Rows from a dataset
——
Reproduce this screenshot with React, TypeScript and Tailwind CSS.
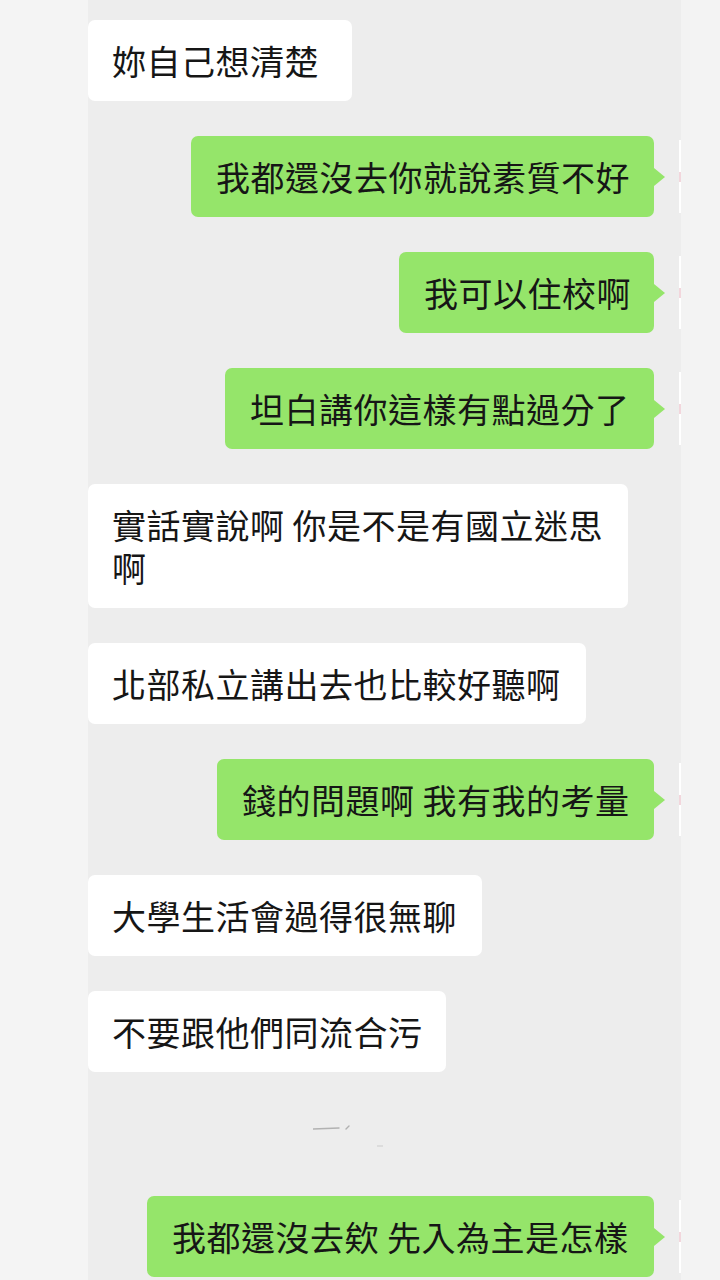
const FONT = "font-['Noto_Sans_CJK_TC','Noto_Sans_CJK_SC',sans-serif]";

type Msg = { text: string; mine: boolean; w: number };

const messages: Msg[] = [
  { text: '妳自己想清楚', mine: false, w: 264 },
  { text: '我都還沒去你就說素質不好', mine: true, w: 463 },
  { text: '我可以住校啊', mine: true, w: 255 },
  { text: '坦白講你這樣有點過分了', mine: true, w: 429 },
  { text: '實話實說啊 你是不是有國立迷思啊', mine: false, w: 540 },
  { text: '北部私立講出去也比較好聽啊', mine: false, w: 498 },
  { text: '錢的問題啊 我有我的考量', mine: true, w: 437 },
  { text: '大學生活會過得很無聊', mine: false, w: 394 },
  { text: '不要跟他們同流合污', mine: false, w: 358 },
];

const last: Msg = { text: '我都還沒去欸 先入為主是怎樣', mine: true, w: 507 };

const Bubble = ({ msg }: { msg: Msg }) => {
  if (!msg.mine) {
    return (
      <div className="flex">
        <div
          className="rounded-[7px] bg-white py-[19px] pl-[24px] pr-[14px] text-[34px] leading-[43px] tracking-[0.5px] text-[#161616]"
          style={{ width: msg.w }}
        >
          {msg.text}
        </div>
      </div>
    );
  }
  return (
    <div className="flex items-stretch justify-end">
      <div
        className="relative rounded-[7px] bg-[#95e56a] py-[19px] pl-[25px] pr-[14px] text-[34px] leading-[43px] tracking-[0.5px] whitespace-nowrap text-[#161616]"
        style={{ width: msg.w }}
      >
        {msg.text}
        <span className="absolute top-1/2 right-[-11px] -translate-y-1/2 border-y-[9px] border-l-[11px] border-y-transparent border-l-[#95e56a]" />
      </div>
      <div className="ml-[24px] flex w-[3px] flex-col items-center py-[4px]">
        <div className="w-[2px] flex-1 bg-white" />
        <div className="h-[10px] w-[2px] bg-[#f2d6dc]" />
        <div className="w-[2px] flex-1 bg-white" />
      </div>
    </div>
  );
};

export default function App() {
  return (
    <div className={`flex h-[1280px] w-[720px] overflow-hidden ${FONT}`}>
      <div className="w-[88px] bg-[#f4f4f4]" />
      <main className="flex w-[593px] flex-col gap-[35px] bg-[#ededed] pt-[20px]">
        {messages.map((m, i) => (
          <Bubble key={i} msg={m} />
        ))}
        <div className="flex h-[89px] items-start pl-[225px] pt-[18px]">
          <svg width="70" height="24" viewBox="0 0 70 24">
            <path d="M0 4 L26 3" stroke="#9a9a9a" strokeWidth="1.4" strokeLinecap="round" opacity="0.7" />
            <path d="M33 4 L36 1" stroke="#8a8a8a" strokeWidth="1.4" strokeLinecap="round" opacity="0.6" />
            <path d="M64 21 L70 21" stroke="#c4c4c4" strokeWidth="1.4" opacity="0.6" />
          </svg>
        </div>
        <div className="-mt-[35px]">
          <Bubble msg={last} />
        </div>
      </main>
      <div className="flex-1 bg-[#f3f3f3]" />
    </div>
  );
}
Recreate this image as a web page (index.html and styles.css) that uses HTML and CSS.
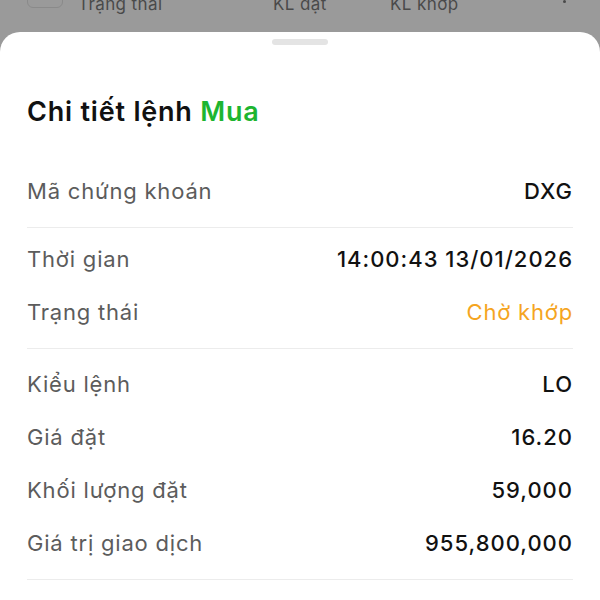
——
■ **What is expected**: Return the lines exactly as they stand, from the start of the entries through the line holding "const last: Msg"; omit the pictures.

■ **Final result**:
Reproduce this screenshot with React, TypeScript and Tailwind CSS.
const FONT = "font-['Noto_Sans_CJK_TC','Noto_Sans_CJK_SC',sans-serif]";

type Msg = { text: string; mine: boolean; w: number };

const messages: Msg[] = [
  { text: '妳自己想清楚', mine: false, w: 264 },
  { text: '我都還沒去你就說素質不好', mine: true, w: 463 },
  { text: '我可以住校啊', mine: true, w: 255 },
  { text: '坦白講你這樣有點過分了', mine: true, w: 429 },
  { text: '實話實說啊 你是不是有國立迷思啊', mine: false, w: 540 },
  { text: '北部私立講出去也比較好聽啊', mine: false, w: 498 },
  { text: '錢的問題啊 我有我的考量', mine: true, w: 437 },
  { text: '大學生活會過得很無聊', mine: false, w: 394 },
  { text: '不要跟他們同流合污', mine: false, w: 358 },
];

const last: Msg = { text: '我都還沒去欸 先入為主是怎樣', mine: true, w: 507 };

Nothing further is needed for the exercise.